1. Data concerning jobs such as waiting times.
   It is usually best to store this type of data in the job itself, until the job leaves the system, when the appropriate values are printed on a file.
2. Queue lengths and other related data.
   Such data is easiest to handle by introducing measurement processes that with regular time intervals print the queue lengths on file.

The best way to obtain the queue lengths is, in most situations, to let the measurement process view (or import) the appropriate queue variables. Otherwise a signal interface must be implemented only for measurement purposes.

The reason for printing all measurement data on file is that it is difficult to compute the relevant statistical entities at simulation time. If only the mean values are of interest, these are simple to compute, but if variances and confidence intervals are to be computed it is better to let a professional statistical tool perform the job.

Note that data series produced from a simulation contains dependent data. If, for example, a job has been subject to a long waiting time, then the probability is high that the next job will also have a long waiting time.

Exit from a Simulation

The appropriate way to terminate the execution of a performance simulation is to call the function SDL_Halt().

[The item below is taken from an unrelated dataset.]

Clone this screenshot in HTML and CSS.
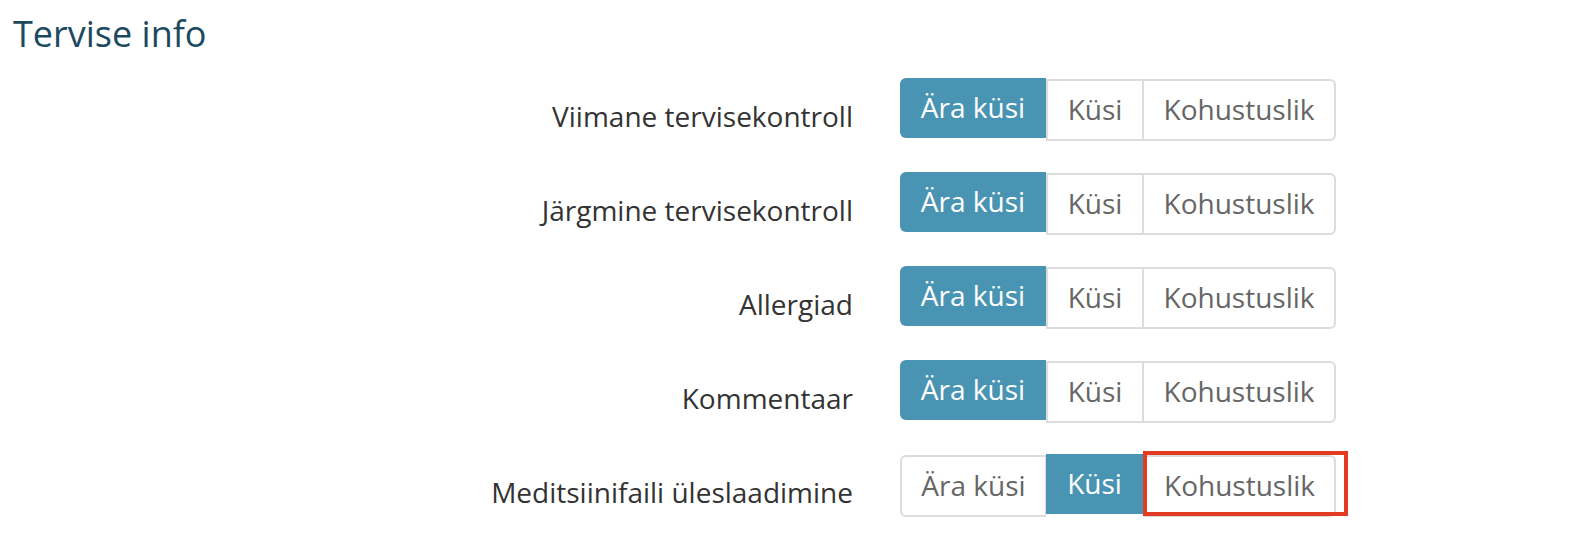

It is best performed by introducing the call in a #CODE directive in a task symbol (see Including C Code in Task -- Directive #CODE). SDL_Halt is a function in the run-time library with the following prototype:

void SDL_Halt (void);

Execution with the Library Performance Simulation

As mentioned earlier, you may use the library PerformanceSimulation to speed up the execution of a performance simulation. This library has the same properties as the library Simulation, except that it does not contain the monitor system, which may increase the execution speed by a factor of 10 to 15.

Use the library Simulation to debug and verify the simulation model. Then select the library PerformanceSimulation in the make dialog in the Organizer (see Make) and press the button Make. The thereby generated performance simulation may be executed from the OS as an ordinary program.